This is the Newton-Raphson method! We have assumed that \(g’(p) \neq 0\) in the above analysis. The NR/Secant method will not work if this assumption fails.

Multiplicity of a zero

Let \(g: [a, b] \to \mathbb R\) be a function and let \(p \in [a, b]\) be a zero of \(g\). We say that \(p\) is a zero of multiplicity \(m\) of \(g\) if for \(x \neq p\), we can write \(g(x) = (x - p)^mq(x)\) with \(\lim_{x \to p}q(x) \neq 0\).

Whenever \(g\) has a simple zero (\(m = 1\)) at \(p\), then the NR method works well for \(g\). However, NR does not give a quadratic convergence if the order of the zero is more than 1.

Lecture 9

Note. \(n\)-digit arithmetic deals with \(n\) significant digits and not \(n\) places after the decimal.

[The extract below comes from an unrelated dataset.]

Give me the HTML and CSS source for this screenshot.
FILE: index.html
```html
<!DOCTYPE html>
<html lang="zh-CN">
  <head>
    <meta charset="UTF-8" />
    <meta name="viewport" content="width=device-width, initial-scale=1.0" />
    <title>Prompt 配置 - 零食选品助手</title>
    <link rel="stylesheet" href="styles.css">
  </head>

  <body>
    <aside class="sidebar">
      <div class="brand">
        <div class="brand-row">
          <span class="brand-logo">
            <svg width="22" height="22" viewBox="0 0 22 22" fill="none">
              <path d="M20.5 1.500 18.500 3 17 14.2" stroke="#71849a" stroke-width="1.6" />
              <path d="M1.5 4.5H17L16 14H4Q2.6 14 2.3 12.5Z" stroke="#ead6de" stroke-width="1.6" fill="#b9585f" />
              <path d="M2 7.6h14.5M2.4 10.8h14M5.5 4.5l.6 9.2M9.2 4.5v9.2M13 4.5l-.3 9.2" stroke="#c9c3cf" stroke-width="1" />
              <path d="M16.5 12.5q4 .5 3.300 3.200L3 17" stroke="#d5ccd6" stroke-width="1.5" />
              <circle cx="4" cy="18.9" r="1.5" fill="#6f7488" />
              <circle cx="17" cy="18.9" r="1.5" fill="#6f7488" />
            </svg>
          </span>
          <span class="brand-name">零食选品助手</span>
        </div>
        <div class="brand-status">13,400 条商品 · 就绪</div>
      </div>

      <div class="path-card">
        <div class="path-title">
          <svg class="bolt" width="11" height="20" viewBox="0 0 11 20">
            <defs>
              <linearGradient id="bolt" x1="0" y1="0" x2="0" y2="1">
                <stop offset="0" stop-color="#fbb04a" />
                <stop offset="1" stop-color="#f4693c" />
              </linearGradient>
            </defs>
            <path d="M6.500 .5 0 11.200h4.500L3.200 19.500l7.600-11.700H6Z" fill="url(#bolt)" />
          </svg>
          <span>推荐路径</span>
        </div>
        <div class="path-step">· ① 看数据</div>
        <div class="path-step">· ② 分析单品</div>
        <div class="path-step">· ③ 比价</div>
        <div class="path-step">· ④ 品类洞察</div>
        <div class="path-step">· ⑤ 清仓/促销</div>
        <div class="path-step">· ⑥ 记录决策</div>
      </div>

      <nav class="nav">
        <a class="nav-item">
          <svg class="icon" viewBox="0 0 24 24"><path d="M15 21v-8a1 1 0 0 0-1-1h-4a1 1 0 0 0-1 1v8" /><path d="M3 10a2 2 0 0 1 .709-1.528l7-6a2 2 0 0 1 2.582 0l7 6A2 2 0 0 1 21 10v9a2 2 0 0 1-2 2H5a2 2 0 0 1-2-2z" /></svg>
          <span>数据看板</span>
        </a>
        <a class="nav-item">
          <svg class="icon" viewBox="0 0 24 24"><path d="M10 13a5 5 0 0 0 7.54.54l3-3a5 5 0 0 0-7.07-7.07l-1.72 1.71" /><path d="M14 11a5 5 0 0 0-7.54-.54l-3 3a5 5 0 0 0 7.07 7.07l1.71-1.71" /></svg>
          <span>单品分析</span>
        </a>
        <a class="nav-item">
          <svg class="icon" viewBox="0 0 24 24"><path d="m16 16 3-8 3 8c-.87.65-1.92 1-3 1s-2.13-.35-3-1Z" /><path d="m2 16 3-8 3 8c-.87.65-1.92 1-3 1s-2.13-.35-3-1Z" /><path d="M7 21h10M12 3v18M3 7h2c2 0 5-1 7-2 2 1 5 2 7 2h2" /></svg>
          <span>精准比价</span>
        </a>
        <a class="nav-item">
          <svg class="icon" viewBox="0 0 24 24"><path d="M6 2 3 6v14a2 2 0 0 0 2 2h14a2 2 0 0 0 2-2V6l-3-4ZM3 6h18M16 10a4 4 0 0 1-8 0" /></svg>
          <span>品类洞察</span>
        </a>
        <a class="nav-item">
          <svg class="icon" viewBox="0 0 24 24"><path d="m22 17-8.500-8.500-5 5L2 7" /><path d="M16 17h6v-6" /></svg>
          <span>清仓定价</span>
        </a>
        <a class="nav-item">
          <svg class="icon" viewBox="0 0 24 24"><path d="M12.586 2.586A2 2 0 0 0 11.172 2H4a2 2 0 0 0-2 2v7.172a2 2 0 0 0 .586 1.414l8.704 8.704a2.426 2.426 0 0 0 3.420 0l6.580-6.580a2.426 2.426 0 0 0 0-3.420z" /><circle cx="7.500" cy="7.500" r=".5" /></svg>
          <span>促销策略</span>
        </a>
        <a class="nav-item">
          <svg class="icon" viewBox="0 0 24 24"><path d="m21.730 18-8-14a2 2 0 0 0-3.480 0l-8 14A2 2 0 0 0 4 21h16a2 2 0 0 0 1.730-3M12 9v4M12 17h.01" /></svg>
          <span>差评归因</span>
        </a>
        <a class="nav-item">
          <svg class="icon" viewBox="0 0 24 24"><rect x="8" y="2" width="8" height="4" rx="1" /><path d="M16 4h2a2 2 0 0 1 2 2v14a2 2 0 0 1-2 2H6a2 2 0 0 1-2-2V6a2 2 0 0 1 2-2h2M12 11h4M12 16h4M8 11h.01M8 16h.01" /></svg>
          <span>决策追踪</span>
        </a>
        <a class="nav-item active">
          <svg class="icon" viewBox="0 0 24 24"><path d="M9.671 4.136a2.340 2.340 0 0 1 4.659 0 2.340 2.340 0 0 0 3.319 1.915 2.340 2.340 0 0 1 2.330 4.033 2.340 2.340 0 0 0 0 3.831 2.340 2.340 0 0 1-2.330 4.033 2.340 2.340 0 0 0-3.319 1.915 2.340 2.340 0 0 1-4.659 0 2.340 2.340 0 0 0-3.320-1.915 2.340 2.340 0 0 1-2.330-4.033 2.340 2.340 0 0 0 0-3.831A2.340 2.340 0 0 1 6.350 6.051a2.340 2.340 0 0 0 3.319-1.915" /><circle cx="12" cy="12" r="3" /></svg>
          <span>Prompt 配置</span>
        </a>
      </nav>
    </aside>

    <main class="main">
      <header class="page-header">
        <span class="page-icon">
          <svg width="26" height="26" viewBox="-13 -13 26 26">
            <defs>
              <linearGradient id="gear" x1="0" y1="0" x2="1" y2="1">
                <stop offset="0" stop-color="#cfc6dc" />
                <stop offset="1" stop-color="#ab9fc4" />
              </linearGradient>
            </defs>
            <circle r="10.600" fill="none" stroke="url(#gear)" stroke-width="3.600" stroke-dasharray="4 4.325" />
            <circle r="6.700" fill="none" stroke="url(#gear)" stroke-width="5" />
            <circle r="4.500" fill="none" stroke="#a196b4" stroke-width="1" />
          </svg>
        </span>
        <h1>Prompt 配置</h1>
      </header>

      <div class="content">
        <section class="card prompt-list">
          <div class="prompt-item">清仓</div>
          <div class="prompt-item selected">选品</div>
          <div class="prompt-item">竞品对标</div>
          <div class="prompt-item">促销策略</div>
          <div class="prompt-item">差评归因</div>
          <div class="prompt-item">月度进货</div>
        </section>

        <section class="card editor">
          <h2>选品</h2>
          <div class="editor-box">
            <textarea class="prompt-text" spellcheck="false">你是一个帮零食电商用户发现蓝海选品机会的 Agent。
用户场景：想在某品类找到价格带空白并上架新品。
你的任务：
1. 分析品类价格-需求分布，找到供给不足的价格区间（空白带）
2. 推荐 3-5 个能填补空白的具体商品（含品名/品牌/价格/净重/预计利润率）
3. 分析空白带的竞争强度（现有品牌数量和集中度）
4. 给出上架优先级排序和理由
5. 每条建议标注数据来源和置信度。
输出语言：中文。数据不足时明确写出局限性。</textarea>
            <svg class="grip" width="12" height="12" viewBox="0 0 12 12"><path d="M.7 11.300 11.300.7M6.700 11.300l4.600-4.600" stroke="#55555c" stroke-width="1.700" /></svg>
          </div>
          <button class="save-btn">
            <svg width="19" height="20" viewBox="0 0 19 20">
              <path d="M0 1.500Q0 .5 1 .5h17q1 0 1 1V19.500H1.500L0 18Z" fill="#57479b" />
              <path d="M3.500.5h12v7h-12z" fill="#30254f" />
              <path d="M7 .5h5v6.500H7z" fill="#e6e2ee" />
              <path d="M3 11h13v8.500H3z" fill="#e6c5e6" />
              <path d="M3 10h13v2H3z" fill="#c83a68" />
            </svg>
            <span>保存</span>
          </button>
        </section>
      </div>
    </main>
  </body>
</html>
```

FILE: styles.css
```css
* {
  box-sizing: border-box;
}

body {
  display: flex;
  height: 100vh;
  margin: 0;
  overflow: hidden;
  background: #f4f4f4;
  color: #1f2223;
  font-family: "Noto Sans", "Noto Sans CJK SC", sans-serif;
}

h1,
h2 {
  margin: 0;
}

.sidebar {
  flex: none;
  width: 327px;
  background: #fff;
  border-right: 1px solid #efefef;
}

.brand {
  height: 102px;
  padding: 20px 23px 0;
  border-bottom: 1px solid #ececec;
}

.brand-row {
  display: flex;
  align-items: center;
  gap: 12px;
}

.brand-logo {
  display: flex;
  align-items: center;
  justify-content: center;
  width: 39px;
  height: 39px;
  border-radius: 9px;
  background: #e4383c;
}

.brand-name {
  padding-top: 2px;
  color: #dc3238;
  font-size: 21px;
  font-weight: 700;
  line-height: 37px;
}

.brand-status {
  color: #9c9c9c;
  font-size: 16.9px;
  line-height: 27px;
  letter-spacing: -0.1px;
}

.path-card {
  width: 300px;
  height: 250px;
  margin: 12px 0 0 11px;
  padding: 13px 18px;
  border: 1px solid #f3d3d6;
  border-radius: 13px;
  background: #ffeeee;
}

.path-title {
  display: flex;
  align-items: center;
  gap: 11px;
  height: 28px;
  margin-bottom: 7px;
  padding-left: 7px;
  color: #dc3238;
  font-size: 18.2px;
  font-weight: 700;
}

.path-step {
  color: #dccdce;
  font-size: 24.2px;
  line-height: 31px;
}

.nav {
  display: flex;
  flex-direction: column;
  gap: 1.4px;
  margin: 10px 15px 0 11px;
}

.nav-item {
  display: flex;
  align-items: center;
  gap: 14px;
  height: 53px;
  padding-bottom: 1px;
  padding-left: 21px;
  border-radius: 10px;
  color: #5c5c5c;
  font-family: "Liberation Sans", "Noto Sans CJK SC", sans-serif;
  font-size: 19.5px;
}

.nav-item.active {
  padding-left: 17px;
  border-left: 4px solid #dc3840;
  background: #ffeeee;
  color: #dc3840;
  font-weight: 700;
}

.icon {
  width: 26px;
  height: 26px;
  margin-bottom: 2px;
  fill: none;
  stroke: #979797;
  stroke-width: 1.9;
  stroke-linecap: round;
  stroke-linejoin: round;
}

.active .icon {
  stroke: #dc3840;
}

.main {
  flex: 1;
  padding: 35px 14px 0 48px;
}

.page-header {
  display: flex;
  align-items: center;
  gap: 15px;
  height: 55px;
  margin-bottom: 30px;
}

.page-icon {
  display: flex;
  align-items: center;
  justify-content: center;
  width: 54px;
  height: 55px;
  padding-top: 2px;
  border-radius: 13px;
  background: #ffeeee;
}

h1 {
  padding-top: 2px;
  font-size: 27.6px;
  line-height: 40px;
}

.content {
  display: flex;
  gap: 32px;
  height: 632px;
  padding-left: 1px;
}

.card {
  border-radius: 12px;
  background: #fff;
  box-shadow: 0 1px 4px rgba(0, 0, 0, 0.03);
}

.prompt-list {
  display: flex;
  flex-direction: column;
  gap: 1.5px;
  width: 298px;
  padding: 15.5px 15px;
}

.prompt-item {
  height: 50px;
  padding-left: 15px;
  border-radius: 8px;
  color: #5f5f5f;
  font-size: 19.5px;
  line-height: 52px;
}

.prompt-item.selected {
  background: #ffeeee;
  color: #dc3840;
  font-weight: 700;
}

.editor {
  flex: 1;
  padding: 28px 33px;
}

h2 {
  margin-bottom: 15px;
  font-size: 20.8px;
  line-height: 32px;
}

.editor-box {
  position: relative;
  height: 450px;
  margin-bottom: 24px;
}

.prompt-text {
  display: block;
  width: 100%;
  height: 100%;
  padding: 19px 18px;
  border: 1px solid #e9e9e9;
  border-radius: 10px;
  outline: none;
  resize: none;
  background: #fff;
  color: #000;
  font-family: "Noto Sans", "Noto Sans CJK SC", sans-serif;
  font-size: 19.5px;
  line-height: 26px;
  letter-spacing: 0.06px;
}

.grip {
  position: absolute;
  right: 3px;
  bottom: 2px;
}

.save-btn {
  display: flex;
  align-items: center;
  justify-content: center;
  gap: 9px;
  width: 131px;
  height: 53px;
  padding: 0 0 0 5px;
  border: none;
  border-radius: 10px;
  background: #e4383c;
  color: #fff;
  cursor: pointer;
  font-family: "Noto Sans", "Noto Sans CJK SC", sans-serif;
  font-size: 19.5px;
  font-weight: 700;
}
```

Order of the fixed point iteration method

Summarizing the last lecture we have

  • If we have a function \(g(x)\) whose roots are to be found, we can convert it to a fixed point problem by appropriately constructing a \(f(x)\).
  • If we construct \(f(x)\) such that it’s derivative is non-zero at the root, then the fixed point iteration method is linear.
  • Otherwise, if the derivative is zero, then the fixed point iteration method is quadratic or higher. For example, we constructed such a \(f(x)\) which mirrored the Newton-Raphson method.
  • In the Newton-Raphson method itself, if the root is a simple zero of \(g\), the method has quadratic convergence. However, if it is not a simple zero if \(g\) then the method may not have a quadratic convergence.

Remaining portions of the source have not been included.